Migration Strategy, AI Automation Opportunities, Future Trends, and Executive Recommendations
Migration to a scalable connectivity framework should be phased. Enterprises should first inventory current integrations, classify them by business criticality and technical debt, identify system-of-record conflicts, and prioritize high-risk point-to-point dependencies for redesign. A common mistake is attempting a full integration replacement during an ERP transformation without stabilizing data ownership and support processes first. A more effective path is to establish governance, introduce middleware or API management where complexity justifies it, and progressively migrate interfaces into standardized patterns with measurable service levels.

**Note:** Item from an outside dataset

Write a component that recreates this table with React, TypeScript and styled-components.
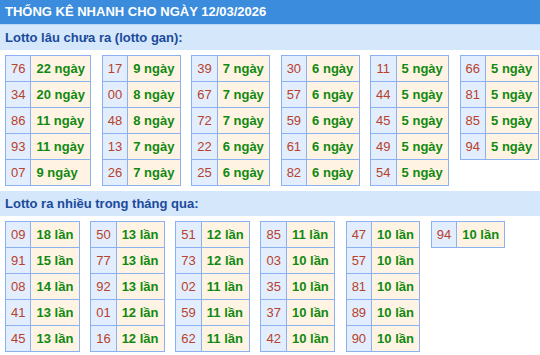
import React from "react";
import styled, { createGlobalStyle } from "styled-components";

const GlobalStyle = createGlobalStyle`
	body {
		margin: 0;
		background: #ffffff;
		font-family: "Liberation Sans", Arial, sans-serif;
	}
`;

type Pair = [string, string];

const ganColumns: Pair[][] = [
	[["76", "22"], ["34", "20"], ["86", "11"], ["93", "11"], ["07", "9"]],
	[["17", "9"], ["00", "8"], ["48", "8"], ["13", "7"], ["26", "7"]],
	[["39", "7"], ["67", "7"], ["72", "7"], ["22", "6"], ["25", "6"]],
	[["30", "6"], ["57", "6"], ["59", "6"], ["61", "6"], ["82", "6"]],
	[["11", "5"], ["44", "5"], ["45", "5"], ["49", "5"], ["54", "5"]],
	[["66", "5"], ["81", "5"], ["85", "5"], ["94", "5"]],
];

const freqColumns: Pair[][] = [
	[["09", "18"], ["91", "15"], ["08", "14"], ["41", "13"], ["45", "13"]],
	[["50", "13"], ["77", "13"], ["92", "13"], ["01", "12"], ["16", "12"]],
	[["51", "12"], ["73", "12"], ["02", "11"], ["59", "11"], ["62", "11"]],
	[["85", "11"], ["03", "10"], ["35", "10"], ["37", "10"], ["42", "10"]],
	[["47", "10"], ["57", "10"], ["81", "10"], ["89", "10"], ["90", "10"]],
	[["94", "10"]],
];

const Page = styled.div`
	width: 540px;
`;

const TitleBar = styled.div`
	height: 24px;
	padding-left: 5px;
	background: #3b8cdd;
	border-bottom: 1px solid #b9d6f5;
	color: #ffffff;
	font-size: 13px;
	font-weight: bold;
	line-height: 24px;
	white-space: nowrap;
`;

const SectionTitle = styled.div`
	height: 25px;
	padding-left: 5px;
	background: #d4e7fb;
	color: #1b4a9c;
	font-size: 13px;
	font-weight: bold;
	line-height: 25px;
`;

const TableRow = styled.div`
	display: flex;
	align-items: flex-start;
	gap: 10.5px;
	padding: 5px;
`;

const Table = styled.table`
	border-collapse: collapse;
	font-size: 13px;
`;

const NumCell = styled.td`
	height: 25px;
	padding: 0 5px;
	border: 1px solid #8cb1f1;
	background: #e2eefe;
	color: #b8412a;
	text-align: center;
	white-space: nowrap;
`;

const ValueCell = styled.td`
	height: 25px;
	padding: 0 5.3px 0 5px;
	border: 1px solid #8cb1f1;
	background: #fff4e3;
	color: #118911;
	font-weight: bold;
	white-space: nowrap;
`;

const StatTables = ({ columns, unit }: { columns: Pair[][]; unit: string }) => (
	<TableRow>
		{columns.map((col, i) => (
			<Table key={i}>
				<tbody>
					{col.map(([num, count]) => (
						<tr key={num}>
							<NumCell>{num}</NumCell>
							<ValueCell>
								{count} {unit}
							</ValueCell>
						</tr>
					))}
				</tbody>
			</Table>
		))}
	</TableRow>
);

const App = () => {
	return (
		<Page>
			<GlobalStyle />
			<TitleBar>THỐNG KÊ NHANH CHO NGÀY 12/03/2026</TitleBar>
			<SectionTitle>Lotto lâu chưa ra (lotto gan):</SectionTitle>
			<StatTables columns={ganColumns} unit="ngày" />
			<SectionTitle>Lotto ra nhiều trong tháng qua:</SectionTitle>
			<StatTables columns={freqColumns} unit="lần" />
		</Page>
	);
};

export default App;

AI automation opportunities are growing in integration operations and business workflow coordination. Practical use cases include anomaly detection in transaction flows, intelligent routing of exceptions, semantic mapping assistance during migration, automated support triage, and predictive identification of synchronization failures before they affect users. The strongest value comes when AI is applied within governed operational processes rather than as an uncontrolled automation layer. Human oversight, auditability, and policy alignment remain essential.
Looking ahead, enterprise integration is moving toward composable architectures, event-enabled SaaS ecosystems, stronger API product management, and policy-driven automation. Odoo environments will increasingly need to coordinate not only core business applications but also AI services, industry platforms, partner ecosystems, and data products. Executive recommendations are straightforward: define data ownership early, standardize integration patterns, adopt middleware selectively but deliberately, invest in observability before scale exposes weaknesses, and treat security and governance as foundational capabilities. The key takeaway is that scalable enterprise application coordination is achieved through disciplined architecture and operating model design, not through adding more connectors.